→ DATA LINES:

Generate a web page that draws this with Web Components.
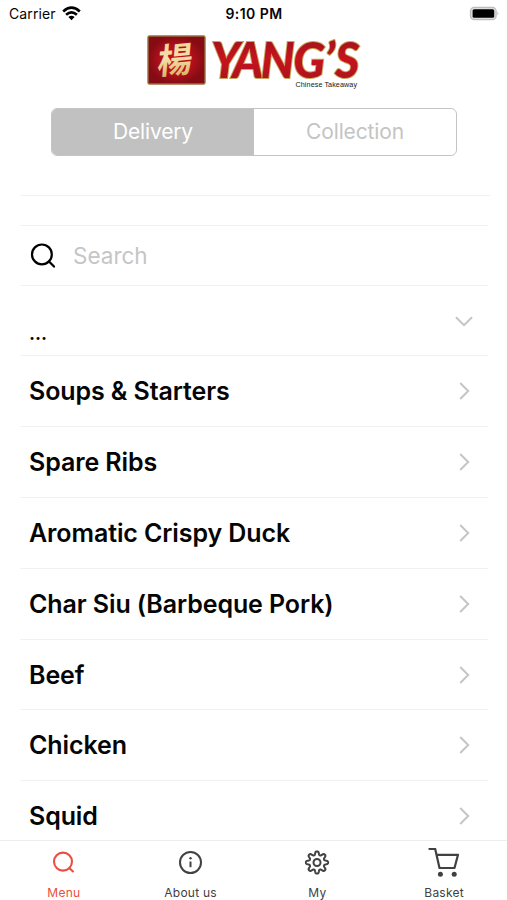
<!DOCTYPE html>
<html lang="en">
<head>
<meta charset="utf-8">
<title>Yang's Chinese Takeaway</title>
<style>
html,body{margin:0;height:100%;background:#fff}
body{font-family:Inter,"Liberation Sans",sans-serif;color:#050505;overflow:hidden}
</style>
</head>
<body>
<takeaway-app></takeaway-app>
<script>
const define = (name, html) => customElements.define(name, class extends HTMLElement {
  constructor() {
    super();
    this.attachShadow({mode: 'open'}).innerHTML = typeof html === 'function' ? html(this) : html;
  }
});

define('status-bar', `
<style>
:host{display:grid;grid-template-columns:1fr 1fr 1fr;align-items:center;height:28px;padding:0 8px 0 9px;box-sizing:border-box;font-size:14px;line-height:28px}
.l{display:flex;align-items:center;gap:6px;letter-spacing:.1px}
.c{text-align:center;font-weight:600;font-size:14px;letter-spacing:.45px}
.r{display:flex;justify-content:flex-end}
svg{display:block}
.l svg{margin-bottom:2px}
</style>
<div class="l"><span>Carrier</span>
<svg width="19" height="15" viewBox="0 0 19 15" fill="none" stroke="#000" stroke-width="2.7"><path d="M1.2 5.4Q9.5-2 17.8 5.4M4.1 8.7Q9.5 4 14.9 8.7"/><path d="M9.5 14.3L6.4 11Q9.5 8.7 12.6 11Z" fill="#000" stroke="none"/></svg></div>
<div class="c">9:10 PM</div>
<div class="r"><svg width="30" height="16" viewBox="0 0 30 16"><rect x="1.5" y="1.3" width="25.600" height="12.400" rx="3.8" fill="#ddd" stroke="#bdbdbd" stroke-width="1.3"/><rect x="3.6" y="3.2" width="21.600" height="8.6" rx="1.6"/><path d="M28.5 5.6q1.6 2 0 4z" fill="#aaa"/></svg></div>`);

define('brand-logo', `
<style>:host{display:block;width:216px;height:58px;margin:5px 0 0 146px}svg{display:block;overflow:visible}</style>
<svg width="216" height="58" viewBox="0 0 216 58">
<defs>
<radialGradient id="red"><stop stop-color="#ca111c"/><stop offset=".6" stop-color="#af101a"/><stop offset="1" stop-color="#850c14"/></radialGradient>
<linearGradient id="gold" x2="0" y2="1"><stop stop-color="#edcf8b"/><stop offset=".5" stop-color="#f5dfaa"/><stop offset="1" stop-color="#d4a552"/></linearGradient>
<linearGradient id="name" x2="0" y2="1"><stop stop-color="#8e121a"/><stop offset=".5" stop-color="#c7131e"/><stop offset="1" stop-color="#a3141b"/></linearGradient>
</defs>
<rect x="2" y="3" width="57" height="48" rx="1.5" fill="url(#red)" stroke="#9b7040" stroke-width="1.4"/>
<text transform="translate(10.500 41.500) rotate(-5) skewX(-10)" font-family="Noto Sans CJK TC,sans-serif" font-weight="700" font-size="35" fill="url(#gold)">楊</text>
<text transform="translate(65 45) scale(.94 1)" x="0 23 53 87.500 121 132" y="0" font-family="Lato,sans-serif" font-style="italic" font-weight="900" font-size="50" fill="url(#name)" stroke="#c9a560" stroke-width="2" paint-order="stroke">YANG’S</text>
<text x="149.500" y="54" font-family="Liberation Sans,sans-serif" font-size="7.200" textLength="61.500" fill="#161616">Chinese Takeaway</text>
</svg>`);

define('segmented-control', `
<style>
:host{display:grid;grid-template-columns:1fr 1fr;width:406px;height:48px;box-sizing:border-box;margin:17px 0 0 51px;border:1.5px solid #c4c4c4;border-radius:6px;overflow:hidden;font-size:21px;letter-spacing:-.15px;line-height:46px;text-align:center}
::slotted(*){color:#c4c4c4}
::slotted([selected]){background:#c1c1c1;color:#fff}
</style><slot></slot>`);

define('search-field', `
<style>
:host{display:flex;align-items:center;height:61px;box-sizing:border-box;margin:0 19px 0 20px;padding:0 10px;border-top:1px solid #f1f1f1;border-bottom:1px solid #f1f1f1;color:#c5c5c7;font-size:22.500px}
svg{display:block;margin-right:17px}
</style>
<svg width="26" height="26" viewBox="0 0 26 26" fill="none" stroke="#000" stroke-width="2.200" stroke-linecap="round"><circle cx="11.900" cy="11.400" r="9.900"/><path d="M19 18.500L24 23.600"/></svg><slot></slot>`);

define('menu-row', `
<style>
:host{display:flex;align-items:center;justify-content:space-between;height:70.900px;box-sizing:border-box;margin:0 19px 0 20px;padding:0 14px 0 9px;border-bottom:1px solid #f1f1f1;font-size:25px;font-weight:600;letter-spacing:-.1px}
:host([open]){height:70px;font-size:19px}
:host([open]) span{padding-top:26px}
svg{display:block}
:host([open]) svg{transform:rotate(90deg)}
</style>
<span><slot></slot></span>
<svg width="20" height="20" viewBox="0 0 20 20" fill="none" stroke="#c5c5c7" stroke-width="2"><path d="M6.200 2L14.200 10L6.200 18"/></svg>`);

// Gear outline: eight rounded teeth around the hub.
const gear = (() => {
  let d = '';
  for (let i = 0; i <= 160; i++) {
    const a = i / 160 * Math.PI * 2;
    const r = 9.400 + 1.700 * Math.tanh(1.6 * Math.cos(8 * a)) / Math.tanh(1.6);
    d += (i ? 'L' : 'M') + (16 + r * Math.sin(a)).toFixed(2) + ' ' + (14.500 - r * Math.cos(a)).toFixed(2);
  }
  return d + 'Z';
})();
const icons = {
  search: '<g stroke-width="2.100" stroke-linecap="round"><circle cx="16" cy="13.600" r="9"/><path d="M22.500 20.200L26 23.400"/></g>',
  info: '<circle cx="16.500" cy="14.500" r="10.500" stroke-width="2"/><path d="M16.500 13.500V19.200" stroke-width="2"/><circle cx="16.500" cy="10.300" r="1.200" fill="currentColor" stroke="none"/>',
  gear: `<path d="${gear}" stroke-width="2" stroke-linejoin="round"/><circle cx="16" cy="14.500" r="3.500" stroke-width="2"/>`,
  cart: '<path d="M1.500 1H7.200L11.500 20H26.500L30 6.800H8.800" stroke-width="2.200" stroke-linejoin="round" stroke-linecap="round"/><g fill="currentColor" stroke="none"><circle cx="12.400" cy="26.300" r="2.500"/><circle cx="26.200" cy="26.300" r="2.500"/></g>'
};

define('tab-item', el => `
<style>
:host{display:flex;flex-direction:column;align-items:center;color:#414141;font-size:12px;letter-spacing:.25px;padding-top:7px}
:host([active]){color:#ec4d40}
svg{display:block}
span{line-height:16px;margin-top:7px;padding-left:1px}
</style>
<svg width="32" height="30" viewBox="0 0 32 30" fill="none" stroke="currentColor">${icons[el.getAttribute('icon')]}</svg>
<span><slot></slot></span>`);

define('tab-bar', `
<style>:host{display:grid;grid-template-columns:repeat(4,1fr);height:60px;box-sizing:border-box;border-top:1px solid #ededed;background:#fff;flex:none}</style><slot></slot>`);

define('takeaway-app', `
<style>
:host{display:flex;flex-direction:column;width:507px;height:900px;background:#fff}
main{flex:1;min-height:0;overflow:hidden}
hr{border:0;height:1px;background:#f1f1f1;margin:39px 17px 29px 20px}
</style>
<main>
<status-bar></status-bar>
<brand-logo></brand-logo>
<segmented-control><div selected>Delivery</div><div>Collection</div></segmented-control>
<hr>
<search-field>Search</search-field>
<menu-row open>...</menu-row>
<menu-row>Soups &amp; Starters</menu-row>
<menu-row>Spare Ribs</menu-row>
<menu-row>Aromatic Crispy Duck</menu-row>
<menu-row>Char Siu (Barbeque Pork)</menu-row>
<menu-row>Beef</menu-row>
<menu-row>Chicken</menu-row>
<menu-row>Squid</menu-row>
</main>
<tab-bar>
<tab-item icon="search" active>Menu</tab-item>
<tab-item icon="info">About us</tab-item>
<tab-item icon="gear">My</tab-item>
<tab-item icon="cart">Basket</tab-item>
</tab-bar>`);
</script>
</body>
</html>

→ TO DO: Reply with nothing but the number of lines that contain the word "this".

→ OUTPUT: 2